Emit the data below verbatim, stripping out any pictures.

* * *

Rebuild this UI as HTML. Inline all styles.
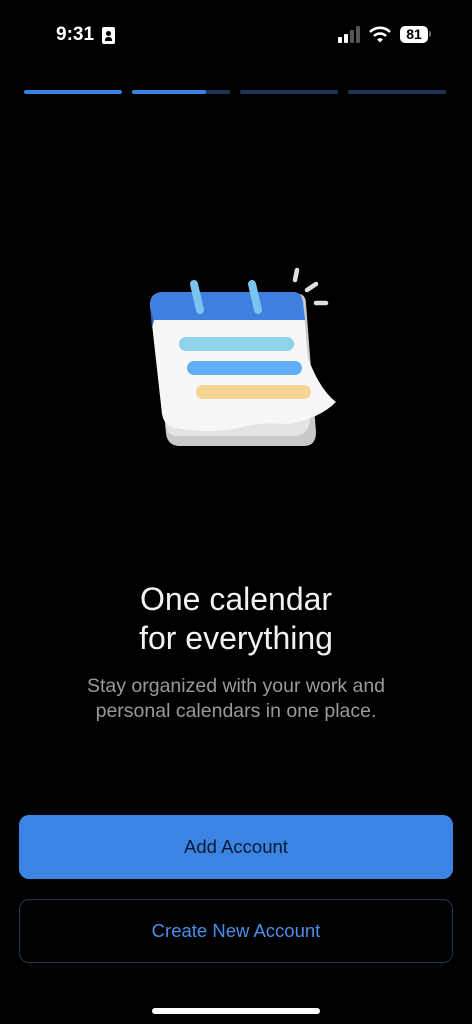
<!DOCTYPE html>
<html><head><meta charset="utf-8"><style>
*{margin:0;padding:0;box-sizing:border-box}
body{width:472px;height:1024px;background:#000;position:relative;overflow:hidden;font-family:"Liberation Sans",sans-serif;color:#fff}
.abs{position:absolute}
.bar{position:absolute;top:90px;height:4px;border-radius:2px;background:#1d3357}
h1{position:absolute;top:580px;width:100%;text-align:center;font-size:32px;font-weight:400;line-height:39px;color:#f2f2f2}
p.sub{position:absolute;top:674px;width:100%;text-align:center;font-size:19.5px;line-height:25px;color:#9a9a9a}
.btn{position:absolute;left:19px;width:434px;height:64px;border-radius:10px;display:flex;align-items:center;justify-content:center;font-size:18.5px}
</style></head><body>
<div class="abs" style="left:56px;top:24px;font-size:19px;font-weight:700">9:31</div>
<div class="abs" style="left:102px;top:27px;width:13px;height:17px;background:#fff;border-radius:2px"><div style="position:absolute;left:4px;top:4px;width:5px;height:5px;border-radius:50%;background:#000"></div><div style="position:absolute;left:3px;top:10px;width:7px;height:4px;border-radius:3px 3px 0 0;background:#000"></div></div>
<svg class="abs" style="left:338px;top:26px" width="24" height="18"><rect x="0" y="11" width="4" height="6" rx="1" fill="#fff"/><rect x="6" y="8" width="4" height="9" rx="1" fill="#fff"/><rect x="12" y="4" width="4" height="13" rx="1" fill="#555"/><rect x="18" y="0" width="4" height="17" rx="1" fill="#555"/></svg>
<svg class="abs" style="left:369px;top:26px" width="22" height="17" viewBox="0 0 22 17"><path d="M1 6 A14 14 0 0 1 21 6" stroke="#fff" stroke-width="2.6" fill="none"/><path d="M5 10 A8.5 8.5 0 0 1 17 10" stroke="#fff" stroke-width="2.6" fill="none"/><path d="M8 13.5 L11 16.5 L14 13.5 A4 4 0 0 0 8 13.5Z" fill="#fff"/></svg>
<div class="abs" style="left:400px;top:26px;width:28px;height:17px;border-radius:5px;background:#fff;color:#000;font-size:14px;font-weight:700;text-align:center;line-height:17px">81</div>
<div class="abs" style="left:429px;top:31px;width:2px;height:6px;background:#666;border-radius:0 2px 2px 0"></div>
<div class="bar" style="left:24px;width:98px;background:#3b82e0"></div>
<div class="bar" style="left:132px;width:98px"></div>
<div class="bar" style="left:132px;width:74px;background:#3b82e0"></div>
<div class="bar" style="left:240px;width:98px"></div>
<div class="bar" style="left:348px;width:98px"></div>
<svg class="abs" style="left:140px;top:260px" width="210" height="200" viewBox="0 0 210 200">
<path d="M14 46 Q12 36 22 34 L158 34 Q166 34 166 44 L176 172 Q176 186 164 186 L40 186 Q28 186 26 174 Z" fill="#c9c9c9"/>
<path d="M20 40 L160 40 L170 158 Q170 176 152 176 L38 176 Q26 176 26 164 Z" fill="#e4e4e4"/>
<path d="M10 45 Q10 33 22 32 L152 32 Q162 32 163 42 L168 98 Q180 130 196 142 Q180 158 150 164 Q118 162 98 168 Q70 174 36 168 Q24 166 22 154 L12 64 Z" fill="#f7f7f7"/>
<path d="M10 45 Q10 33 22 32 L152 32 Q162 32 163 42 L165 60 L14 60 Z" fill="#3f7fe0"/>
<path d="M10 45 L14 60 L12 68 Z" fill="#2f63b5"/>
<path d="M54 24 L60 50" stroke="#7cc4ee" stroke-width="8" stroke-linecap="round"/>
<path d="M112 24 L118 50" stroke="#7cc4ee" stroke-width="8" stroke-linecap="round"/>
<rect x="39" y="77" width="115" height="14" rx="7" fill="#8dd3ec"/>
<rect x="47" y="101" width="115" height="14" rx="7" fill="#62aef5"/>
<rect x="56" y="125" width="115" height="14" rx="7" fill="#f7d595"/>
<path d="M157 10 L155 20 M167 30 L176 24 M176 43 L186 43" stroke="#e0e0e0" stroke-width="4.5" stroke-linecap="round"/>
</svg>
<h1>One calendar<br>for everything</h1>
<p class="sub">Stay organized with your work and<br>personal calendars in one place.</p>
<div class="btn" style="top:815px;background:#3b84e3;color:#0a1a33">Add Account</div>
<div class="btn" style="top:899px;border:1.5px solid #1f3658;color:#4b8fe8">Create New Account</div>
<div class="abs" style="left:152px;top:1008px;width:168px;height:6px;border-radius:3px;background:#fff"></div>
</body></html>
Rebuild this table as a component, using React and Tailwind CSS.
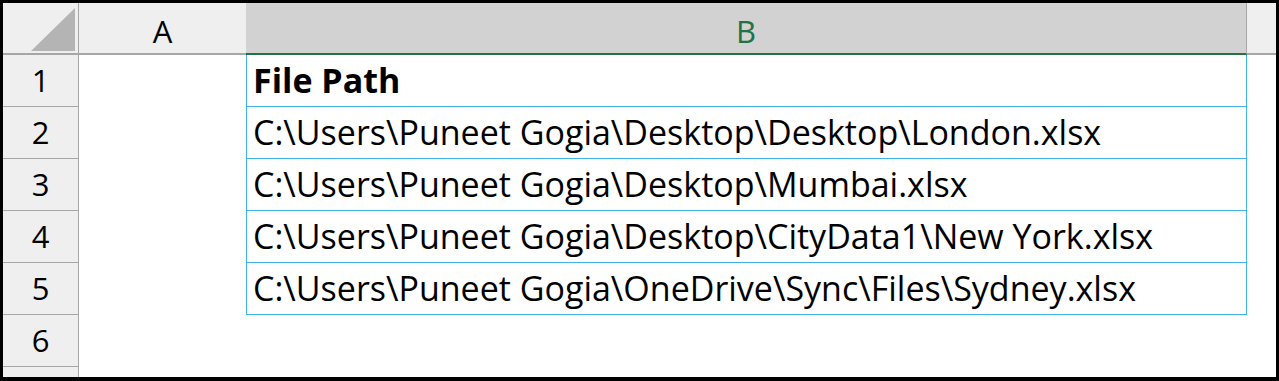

* * *

_Answer to this problem_:
Rebuild this UI as HTML. Inline all styles.
<!DOCTYPE html>
<html><head><meta charset="utf-8"><style>
*{margin:0;padding:0;box-sizing:border-box}
body{width:472px;height:1024px;background:#000;position:relative;overflow:hidden;font-family:"Liberation Sans",sans-serif;color:#fff}
.abs{position:absolute}
.bar{position:absolute;top:90px;height:4px;border-radius:2px;background:#1d3357}
h1{position:absolute;top:580px;width:100%;text-align:center;font-size:32px;font-weight:400;line-height:39px;color:#f2f2f2}
p.sub{position:absolute;top:674px;width:100%;text-align:center;font-size:19.5px;line-height:25px;color:#9a9a9a}
.btn{position:absolute;left:19px;width:434px;height:64px;border-radius:10px;display:flex;align-items:center;justify-content:center;font-size:18.5px}
</style></head><body>
<div class="abs" style="left:56px;top:24px;font-size:19px;font-weight:700">9:31</div>
<div class="abs" style="left:102px;top:27px;width:13px;height:17px;background:#fff;border-radius:2px"><div style="position:absolute;left:4px;top:4px;width:5px;height:5px;border-radius:50%;background:#000"></div><div style="position:absolute;left:3px;top:10px;width:7px;height:4px;border-radius:3px 3px 0 0;background:#000"></div></div>
<svg class="abs" style="left:338px;top:26px" width="24" height="18"><rect x="0" y="11" width="4" height="6" rx="1" fill="#fff"/><rect x="6" y="8" width="4" height="9" rx="1" fill="#fff"/><rect x="12" y="4" width="4" height="13" rx="1" fill="#555"/><rect x="18" y="0" width="4" height="17" rx="1" fill="#555"/></svg>
<svg class="abs" style="left:369px;top:26px" width="22" height="17" viewBox="0 0 22 17"><path d="M1 6 A14 14 0 0 1 21 6" stroke="#fff" stroke-width="2.6" fill="none"/><path d="M5 10 A8.5 8.5 0 0 1 17 10" stroke="#fff" stroke-width="2.6" fill="none"/><path d="M8 13.5 L11 16.5 L14 13.5 A4 4 0 0 0 8 13.5Z" fill="#fff"/></svg>
<div class="abs" style="left:400px;top:26px;width:28px;height:17px;border-radius:5px;background:#fff;color:#000;font-size:14px;font-weight:700;text-align:center;line-height:17px">81</div>
<div class="abs" style="left:429px;top:31px;width:2px;height:6px;background:#666;border-radius:0 2px 2px 0"></div>
<div class="bar" style="left:24px;width:98px;background:#3b82e0"></div>
<div class="bar" style="left:132px;width:98px"></div>
<div class="bar" style="left:132px;width:74px;background:#3b82e0"></div>
<div class="bar" style="left:240px;width:98px"></div>
<div class="bar" style="left:348px;width:98px"></div>
<svg class="abs" style="left:140px;top:260px" width="210" height="200" viewBox="0 0 210 200">
<path d="M14 46 Q12 36 22 34 L158 34 Q166 34 166 44 L176 172 Q176 186 164 186 L40 186 Q28 186 26 174 Z" fill="#c9c9c9"/>
<path d="M20 40 L160 40 L170 158 Q170 176 152 176 L38 176 Q26 176 26 164 Z" fill="#e4e4e4"/>
<path d="M10 45 Q10 33 22 32 L152 32 Q162 32 163 42 L168 98 Q180 130 196 142 Q180 158 150 164 Q118 162 98 168 Q70 174 36 168 Q24 166 22 154 L12 64 Z" fill="#f7f7f7"/>
<path d="M10 45 Q10 33 22 32 L152 32 Q162 32 163 42 L165 60 L14 60 Z" fill="#3f7fe0"/>
<path d="M10 45 L14 60 L12 68 Z" fill="#2f63b5"/>
<path d="M54 24 L60 50" stroke="#7cc4ee" stroke-width="8" stroke-linecap="round"/>
<path d="M112 24 L118 50" stroke="#7cc4ee" stroke-width="8" stroke-linecap="round"/>
<rect x="39" y="77" width="115" height="14" rx="7" fill="#8dd3ec"/>
<rect x="47" y="101" width="115" height="14" rx="7" fill="#62aef5"/>
<rect x="56" y="125" width="115" height="14" rx="7" fill="#f7d595"/>
<path d="M157 10 L155 20 M167 30 L176 24 M176 43 L186 43" stroke="#e0e0e0" stroke-width="4.5" stroke-linecap="round"/>
</svg>
<h1>One calendar<br>for everything</h1>
<p class="sub">Stay organized with your work and<br>personal calendars in one place.</p>
<div class="btn" style="top:815px;background:#3b84e3;color:#0a1a33">Add Account</div>
<div class="btn" style="top:899px;border:1.5px solid #1f3658;color:#4b8fe8">Create New Account</div>
<div class="abs" style="left:152px;top:1008px;width:168px;height:6px;border-radius:3px;background:#fff"></div>
</body></html>
Rebuild this table as a component, using React and Tailwind CSS.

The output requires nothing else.